Your objective:
Restate all the material verbatim, except for the pictures.

Material:
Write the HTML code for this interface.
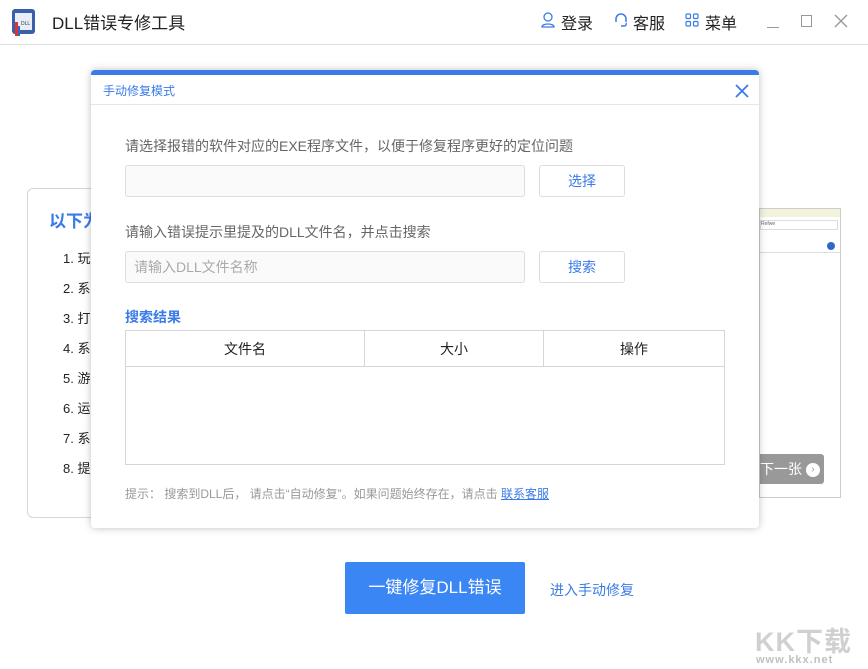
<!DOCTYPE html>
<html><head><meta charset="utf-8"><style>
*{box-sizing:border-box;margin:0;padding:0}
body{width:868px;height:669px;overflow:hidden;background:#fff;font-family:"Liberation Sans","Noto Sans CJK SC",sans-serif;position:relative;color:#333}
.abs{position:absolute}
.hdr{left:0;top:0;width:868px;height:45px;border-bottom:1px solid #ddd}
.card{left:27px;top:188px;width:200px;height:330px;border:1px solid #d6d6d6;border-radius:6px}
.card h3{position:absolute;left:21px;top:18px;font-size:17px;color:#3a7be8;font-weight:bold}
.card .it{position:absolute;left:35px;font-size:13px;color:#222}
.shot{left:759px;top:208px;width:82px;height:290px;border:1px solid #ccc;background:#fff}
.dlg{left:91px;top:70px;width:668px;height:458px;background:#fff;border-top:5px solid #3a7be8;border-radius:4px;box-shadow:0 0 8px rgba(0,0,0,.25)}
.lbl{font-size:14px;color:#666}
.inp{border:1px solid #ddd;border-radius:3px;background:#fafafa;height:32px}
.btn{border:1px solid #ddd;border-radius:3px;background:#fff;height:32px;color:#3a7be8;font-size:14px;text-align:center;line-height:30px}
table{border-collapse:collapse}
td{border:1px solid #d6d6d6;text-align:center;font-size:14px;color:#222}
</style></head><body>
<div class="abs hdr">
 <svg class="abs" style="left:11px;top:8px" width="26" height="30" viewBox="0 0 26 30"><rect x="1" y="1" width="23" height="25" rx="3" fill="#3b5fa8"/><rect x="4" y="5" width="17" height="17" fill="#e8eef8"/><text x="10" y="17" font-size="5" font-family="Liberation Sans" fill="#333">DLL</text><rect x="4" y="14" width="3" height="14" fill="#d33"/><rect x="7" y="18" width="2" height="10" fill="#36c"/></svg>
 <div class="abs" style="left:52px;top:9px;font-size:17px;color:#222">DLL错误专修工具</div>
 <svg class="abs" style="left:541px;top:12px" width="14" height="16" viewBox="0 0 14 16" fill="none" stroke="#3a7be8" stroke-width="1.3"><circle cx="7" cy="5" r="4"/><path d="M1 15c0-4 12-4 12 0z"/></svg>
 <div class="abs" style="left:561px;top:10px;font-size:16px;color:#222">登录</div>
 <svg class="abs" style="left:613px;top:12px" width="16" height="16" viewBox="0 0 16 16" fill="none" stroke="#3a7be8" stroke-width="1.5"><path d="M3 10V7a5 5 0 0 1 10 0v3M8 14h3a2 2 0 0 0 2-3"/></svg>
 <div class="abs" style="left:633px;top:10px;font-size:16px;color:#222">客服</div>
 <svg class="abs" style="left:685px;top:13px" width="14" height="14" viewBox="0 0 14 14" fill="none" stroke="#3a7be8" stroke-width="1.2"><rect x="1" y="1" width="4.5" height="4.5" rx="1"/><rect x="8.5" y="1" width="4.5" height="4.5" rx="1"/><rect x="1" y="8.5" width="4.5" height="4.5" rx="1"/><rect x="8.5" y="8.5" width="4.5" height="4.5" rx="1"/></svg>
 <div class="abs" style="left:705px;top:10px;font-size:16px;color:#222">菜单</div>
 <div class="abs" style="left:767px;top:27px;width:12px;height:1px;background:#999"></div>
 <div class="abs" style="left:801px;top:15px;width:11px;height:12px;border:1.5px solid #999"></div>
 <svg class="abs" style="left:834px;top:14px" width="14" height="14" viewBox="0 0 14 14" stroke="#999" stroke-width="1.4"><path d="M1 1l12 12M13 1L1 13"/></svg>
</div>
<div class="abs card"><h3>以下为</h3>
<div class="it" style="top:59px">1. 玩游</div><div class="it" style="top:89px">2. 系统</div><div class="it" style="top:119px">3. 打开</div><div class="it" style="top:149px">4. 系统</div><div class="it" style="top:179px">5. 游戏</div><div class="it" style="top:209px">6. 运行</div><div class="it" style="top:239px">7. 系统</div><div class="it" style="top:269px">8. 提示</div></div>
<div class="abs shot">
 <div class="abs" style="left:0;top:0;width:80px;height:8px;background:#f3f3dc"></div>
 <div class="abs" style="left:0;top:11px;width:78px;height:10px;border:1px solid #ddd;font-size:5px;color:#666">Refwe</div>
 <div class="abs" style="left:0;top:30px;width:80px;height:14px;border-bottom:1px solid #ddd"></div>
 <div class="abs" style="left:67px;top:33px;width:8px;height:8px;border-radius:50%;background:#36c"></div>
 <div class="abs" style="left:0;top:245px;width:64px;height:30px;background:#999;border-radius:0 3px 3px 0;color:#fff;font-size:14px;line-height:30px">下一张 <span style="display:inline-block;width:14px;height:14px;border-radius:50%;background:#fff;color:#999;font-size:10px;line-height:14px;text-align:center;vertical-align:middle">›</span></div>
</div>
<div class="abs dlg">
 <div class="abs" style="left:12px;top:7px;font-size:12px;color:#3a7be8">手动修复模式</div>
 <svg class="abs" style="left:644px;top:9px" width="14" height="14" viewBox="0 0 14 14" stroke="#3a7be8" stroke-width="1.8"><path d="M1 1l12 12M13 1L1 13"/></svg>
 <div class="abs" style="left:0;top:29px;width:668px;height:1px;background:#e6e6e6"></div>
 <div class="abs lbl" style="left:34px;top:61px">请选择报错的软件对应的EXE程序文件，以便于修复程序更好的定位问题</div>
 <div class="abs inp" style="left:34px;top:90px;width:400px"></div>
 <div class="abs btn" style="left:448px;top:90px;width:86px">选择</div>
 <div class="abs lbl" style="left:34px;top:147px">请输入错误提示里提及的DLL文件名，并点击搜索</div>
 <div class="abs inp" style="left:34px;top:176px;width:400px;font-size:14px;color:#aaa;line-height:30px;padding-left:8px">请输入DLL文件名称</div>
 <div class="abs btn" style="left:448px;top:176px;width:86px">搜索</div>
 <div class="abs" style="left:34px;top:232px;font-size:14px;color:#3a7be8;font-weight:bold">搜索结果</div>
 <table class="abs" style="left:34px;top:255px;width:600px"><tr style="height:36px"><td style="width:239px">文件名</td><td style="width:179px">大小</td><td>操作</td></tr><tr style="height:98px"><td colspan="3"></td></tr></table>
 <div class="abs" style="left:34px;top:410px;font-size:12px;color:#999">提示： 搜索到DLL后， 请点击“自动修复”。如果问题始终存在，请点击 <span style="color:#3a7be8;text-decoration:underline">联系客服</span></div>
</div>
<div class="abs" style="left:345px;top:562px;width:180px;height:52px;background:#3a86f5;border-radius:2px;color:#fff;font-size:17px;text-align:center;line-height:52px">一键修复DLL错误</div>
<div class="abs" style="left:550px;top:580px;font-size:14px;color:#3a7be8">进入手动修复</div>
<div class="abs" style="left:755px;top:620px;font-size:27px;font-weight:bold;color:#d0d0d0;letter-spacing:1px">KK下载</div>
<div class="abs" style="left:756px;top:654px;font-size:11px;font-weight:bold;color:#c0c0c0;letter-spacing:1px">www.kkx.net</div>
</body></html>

Final result:
Write the HTML code for this interface.
<!DOCTYPE html>
<html><head><meta charset="utf-8"><style>
*{box-sizing:border-box;margin:0;padding:0}
body{width:868px;height:669px;overflow:hidden;background:#fff;font-family:"Liberation Sans","Noto Sans CJK SC",sans-serif;position:relative;color:#333}
.abs{position:absolute}
.hdr{left:0;top:0;width:868px;height:45px;border-bottom:1px solid #ddd}
.card{left:27px;top:188px;width:200px;height:330px;border:1px solid #d6d6d6;border-radius:6px}
.card h3{position:absolute;left:21px;top:18px;font-size:17px;color:#3a7be8;font-weight:bold}
.card .it{position:absolute;left:35px;font-size:13px;color:#222}
.shot{left:759px;top:208px;width:82px;height:290px;border:1px solid #ccc;background:#fff}
.dlg{left:91px;top:70px;width:668px;height:458px;background:#fff;border-top:5px solid #3a7be8;border-radius:4px;box-shadow:0 0 8px rgba(0,0,0,.25)}
.lbl{font-size:14px;color:#666}
.inp{border:1px solid #ddd;border-radius:3px;background:#fafafa;height:32px}
.btn{border:1px solid #ddd;border-radius:3px;background:#fff;height:32px;color:#3a7be8;font-size:14px;text-align:center;line-height:30px}
table{border-collapse:collapse}
td{border:1px solid #d6d6d6;text-align:center;font-size:14px;color:#222}
</style></head><body>
<div class="abs hdr">
 <svg class="abs" style="left:11px;top:8px" width="26" height="30" viewBox="0 0 26 30"><rect x="1" y="1" width="23" height="25" rx="3" fill="#3b5fa8"/><rect x="4" y="5" width="17" height="17" fill="#e8eef8"/><text x="10" y="17" font-size="5" font-family="Liberation Sans" fill="#333">DLL</text><rect x="4" y="14" width="3" height="14" fill="#d33"/><rect x="7" y="18" width="2" height="10" fill="#36c"/></svg>
 <div class="abs" style="left:52px;top:9px;font-size:17px;color:#222">DLL错误专修工具</div>
 <svg class="abs" style="left:541px;top:12px" width="14" height="16" viewBox="0 0 14 16" fill="none" stroke="#3a7be8" stroke-width="1.3"><circle cx="7" cy="5" r="4"/><path d="M1 15c0-4 12-4 12 0z"/></svg>
 <div class="abs" style="left:561px;top:10px;font-size:16px;color:#222">登录</div>
 <svg class="abs" style="left:613px;top:12px" width="16" height="16" viewBox="0 0 16 16" fill="none" stroke="#3a7be8" stroke-width="1.5"><path d="M3 10V7a5 5 0 0 1 10 0v3M8 14h3a2 2 0 0 0 2-3"/></svg>
 <div class="abs" style="left:633px;top:10px;font-size:16px;color:#222">客服</div>
 <svg class="abs" style="left:685px;top:13px" width="14" height="14" viewBox="0 0 14 14" fill="none" stroke="#3a7be8" stroke-width="1.2"><rect x="1" y="1" width="4.5" height="4.5" rx="1"/><rect x="8.5" y="1" width="4.5" height="4.5" rx="1"/><rect x="1" y="8.5" width="4.5" height="4.5" rx="1"/><rect x="8.5" y="8.5" width="4.5" height="4.5" rx="1"/></svg>
 <div class="abs" style="left:705px;top:10px;font-size:16px;color:#222">菜单</div>
 <div class="abs" style="left:767px;top:27px;width:12px;height:1px;background:#999"></div>
 <div class="abs" style="left:801px;top:15px;width:11px;height:12px;border:1.5px solid #999"></div>
 <svg class="abs" style="left:834px;top:14px" width="14" height="14" viewBox="0 0 14 14" stroke="#999" stroke-width="1.4"><path d="M1 1l12 12M13 1L1 13"/></svg>
</div>
<div class="abs card"><h3>以下为</h3>
<div class="it" style="top:59px">1. 玩游</div><div class="it" style="top:89px">2. 系统</div><div class="it" style="top:119px">3. 打开</div><div class="it" style="top:149px">4. 系统</div><div class="it" style="top:179px">5. 游戏</div><div class="it" style="top:209px">6. 运行</div><div class="it" style="top:239px">7. 系统</div><div class="it" style="top:269px">8. 提示</div></div>
<div class="abs shot">
 <div class="abs" style="left:0;top:0;width:80px;height:8px;background:#f3f3dc"></div>
 <div class="abs" style="left:0;top:11px;width:78px;height:10px;border:1px solid #ddd;font-size:5px;color:#666">Refwe</div>
 <div class="abs" style="left:0;top:30px;width:80px;height:14px;border-bottom:1px solid #ddd"></div>
 <div class="abs" style="left:67px;top:33px;width:8px;height:8px;border-radius:50%;background:#36c"></div>
 <div class="abs" style="left:0;top:245px;width:64px;height:30px;background:#999;border-radius:0 3px 3px 0;color:#fff;font-size:14px;line-height:30px">下一张 <span style="display:inline-block;width:14px;height:14px;border-radius:50%;background:#fff;color:#999;font-size:10px;line-height:14px;text-align:center;vertical-align:middle">›</span></div>
</div>
<div class="abs dlg">
 <div class="abs" style="left:12px;top:7px;font-size:12px;color:#3a7be8">手动修复模式</div>
 <svg class="abs" style="left:644px;top:9px" width="14" height="14" viewBox="0 0 14 14" stroke="#3a7be8" stroke-width="1.8"><path d="M1 1l12 12M13 1L1 13"/></svg>
 <div class="abs" style="left:0;top:29px;width:668px;height:1px;background:#e6e6e6"></div>
 <div class="abs lbl" style="left:34px;top:61px">请选择报错的软件对应的EXE程序文件，以便于修复程序更好的定位问题</div>
 <div class="abs inp" style="left:34px;top:90px;width:400px"></div>
 <div class="abs btn" style="left:448px;top:90px;width:86px">选择</div>
 <div class="abs lbl" style="left:34px;top:147px">请输入错误提示里提及的DLL文件名，并点击搜索</div>
 <div class="abs inp" style="left:34px;top:176px;width:400px;font-size:14px;color:#aaa;line-height:30px;padding-left:8px">请输入DLL文件名称</div>
 <div class="abs btn" style="left:448px;top:176px;width:86px">搜索</div>
 <div class="abs" style="left:34px;top:232px;font-size:14px;color:#3a7be8;font-weight:bold">搜索结果</div>
 <table class="abs" style="left:34px;top:255px;width:600px"><tr style="height:36px"><td style="width:239px">文件名</td><td style="width:179px">大小</td><td>操作</td></tr><tr style="height:98px"><td colspan="3"></td></tr></table>
 <div class="abs" style="left:34px;top:410px;font-size:12px;color:#999">提示： 搜索到DLL后， 请点击“自动修复”。如果问题始终存在，请点击 <span style="color:#3a7be8;text-decoration:underline">联系客服</span></div>
</div>
<div class="abs" style="left:345px;top:562px;width:180px;height:52px;background:#3a86f5;border-radius:2px;color:#fff;font-size:17px;text-align:center;line-height:52px">一键修复DLL错误</div>
<div class="abs" style="left:550px;top:580px;font-size:14px;color:#3a7be8">进入手动修复</div>
<div class="abs" style="left:755px;top:620px;font-size:27px;font-weight:bold;color:#d0d0d0;letter-spacing:1px">KK下载</div>
<div class="abs" style="left:756px;top:654px;font-size:11px;font-weight:bold;color:#c0c0c0;letter-spacing:1px">www.kkx.net</div>
</body></html>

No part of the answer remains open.